Alex is Sprintlaw’s co-founder and principal lawyer. Alex previously worked at a top-tier firm as a lawyer specialising in technology and media contracts, and founded a digital agency which he sold in 2015.
Selling a business doesn’t always mean selling the whole company.
For many UK SMEs, a more practical (and sometimes less risky) option is an asset sale - where you sell specific business assets (like equipment, stock, customer lists, contracts, or IP) rather than selling the shares in your company.
If you’re considering an asset sale, it’s worth slowing down and getting the legal foundations right before you agree to anything. A well-structured sale can help you exit cleanly, protect your reputation, and avoid nasty surprises like ongoing liabilities, disputes over what was included, or confusion about employees and contracts.
Below, we break down how an asset sale works in the UK, what you need to think about as a small business owner, and what to put in writing so you’re protected from day one.
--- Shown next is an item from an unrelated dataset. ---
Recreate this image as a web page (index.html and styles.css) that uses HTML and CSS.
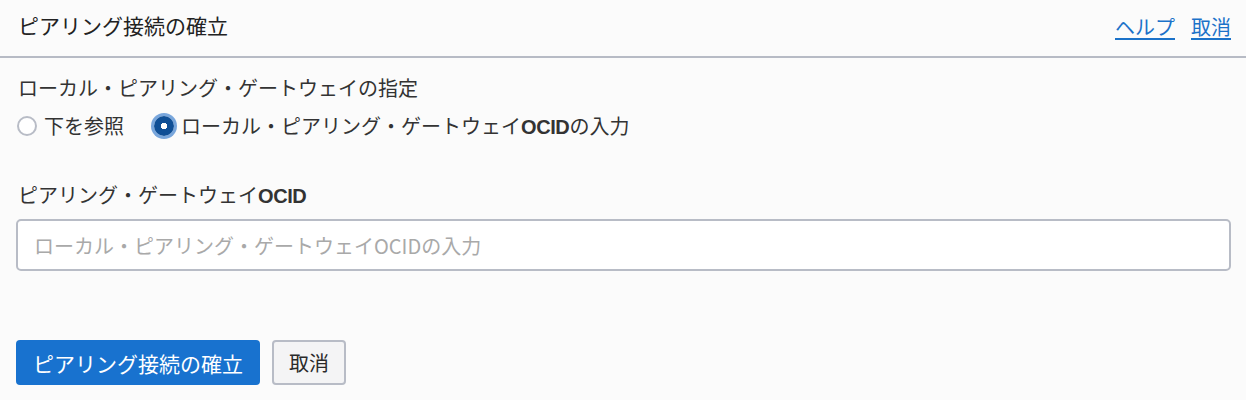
FILE: index.html
```html
<!DOCTYPE html>
<html lang="ja">
<head>
<meta charset="utf-8">
<title>ピアリング接続の確立</title>
<link rel="stylesheet" href="styles.css">
</head>
<body>
<div class="panel">
  <header class="header">
    <h1 class="title">ピアリング接続の確立</h1>
    <nav class="header-links">
      <a class="link" href="#">ヘルプ</a>
      <a class="link" href="#">取消</a>
    </nav>
  </header>
  <main class="content">
    <div class="field-label">ローカル・ピアリング・ゲートウェイの指定</div>
    <div class="radio-row">
      <label class="radio-item">
        <input class="radio" type="radio" name="mode">
        <span class="radio-text">下を参照</span>
      </label>
      <label class="radio-item">
        <input class="radio" type="radio" name="mode" checked>
        <span class="radio-text">ローカル・ピアリング・ゲートウェイ<span class="latin">OCID</span>の入力</span>
      </label>
    </div>
    <div class="field-label ocid-label">ピアリング・ゲートウェイ<span class="latin">OCID</span></div>
    <input class="text-input" type="text" placeholder="ローカル・ピアリング・ゲートウェイOCIDの入力">
    <div class="actions">
      <button class="btn btn-primary" type="button">ピアリング接続の確立</button>
      <button class="btn btn-secondary" type="button">取消</button>
    </div>
  </main>
</div>
</body>
</html>
```

FILE: styles.css
```css
* {
  box-sizing: border-box;
}

html, body {
  margin: 0;
  padding: 0;
  background: #fbfbfb;
}

body {
  font-family: "Noto Sans CJK JP", "Liberation Sans", sans-serif;
  color: #333333;
  font-size: 20px;
}

.latin {
  font-family: "Liberation Sans", "Noto Sans CJK JP", sans-serif;
  font-weight: 700;
  letter-spacing: -0.4px;
}

.header {
  height: 58px;
  border-bottom: 2px solid #b7bbc5;
  display: flex;
  justify-content: space-between;
  align-items: flex-start;
  padding: 0 15px 0 18px;
  background: #fbfbfb;
}

.title {
  margin: 11px 0 0 0;
  font-size: 21px;
  line-height: 28px;
  font-weight: 400;
  color: #222222;
}

.header-links {
  display: flex;
  gap: 16px;
  margin-top: 13px;
}

.link {
  font-size: 20px;
  line-height: 28px;
  color: #1b72c9;
  text-decoration: underline;
  text-underline-offset: 3px;
  text-decoration-thickness: 2px;
}

.content {
  padding: 0 15px 0 16px;
}

.field-label {
  margin-top: 16px;
  padding-left: 2px;
  font-size: 20px;
  line-height: 28px;
  color: #333333;
}

.radio-row {
  display: flex;
  gap: 30px;
  margin-top: 10px;
  padding-left: 1px;
  height: 28px;
  align-items: center;
}

.radio-item {
  display: flex;
  align-items: center;
  gap: 7px;
}

.radio {
  appearance: none;
  -webkit-appearance: none;
  margin: 0;
  width: 20px;
  height: 20px;
  border-radius: 50%;
  border: 2px solid #b8bcc6;
  background: #ffffff;
}

.radio:checked {
  border: none;
  background: radial-gradient(circle, #ffffff 0 3px, #0f4f96 3.5px);
  box-shadow: 0 0 0 3px #78a6dc;
}

.radio-text {
  font-size: 20px;
  line-height: 28px;
  color: #333333;
}

.ocid-label {
  margin-top: 41px;
}

.text-input {
  display: block;
  width: 100%;
  margin-top: 9px;
  height: 52px;
  border: 2px solid #b8bcc6;
  border-radius: 5px;
  background: #ffffff;
  padding: 0 16px;
  font-family: "Noto Sans CJK JP", "Liberation Sans", sans-serif;
  font-size: 20px;
  color: #333333;
  outline: none;
}

.text-input::placeholder {
  color: #a9a9a9;
}

.actions {
  display: flex;
  gap: 12px;
  margin-top: 69px;
}

.btn {
  height: 45px;
  font-family: "Noto Sans CJK JP", "Liberation Sans", sans-serif;
  font-size: 20px;
  line-height: 28px;
  border-radius: 4px;
  padding: 0 17px;
}

.btn-primary {
  background: #1872cf;
  color: #ffffff;
  border: none;
  font-size: 21px;
  padding: 0 17px;
}

.btn-secondary {
  background: #f4f4f5;
  color: #2a2a2a;
  border: 2px solid #b8bcc6;
  padding: 0 15px;
}
```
What Is An Asset Sale (And Why Do SMEs Choose It)?
An asset sale is a business sale structure where a buyer purchases specific assets from your business, rather than buying the company itself.
This is different from a share sale, where the buyer purchases shares in your limited company and effectively steps into your shoes as owner of the whole company (including its history and liabilities).
What Counts As “Assets” In An Asset Sale?
In an asset sale, “assets” can include both physical and non-physical items, for example:
- Physical assets - equipment, machinery, vehicles, furniture, IT hardware.
- Stock - finished goods, raw materials, packaging.
- Intellectual property (IP) - brand names, logos, domain names, product designs, copyrighted materials, software code.
- Customer and supplier relationships - customer lists, supplier lists, lead databases (with important data protection caveats).
- Contracts - certain supplier contracts, client contracts, leases (if transferable and with the right consents).
- Online assets - website, social accounts (where platform terms allow), phone numbers.
- Goodwill - the value of your business reputation and trading history.
The key point: in an asset sale, the buyer is not automatically buying everything. Everything needs to be clearly identified as either included or excluded.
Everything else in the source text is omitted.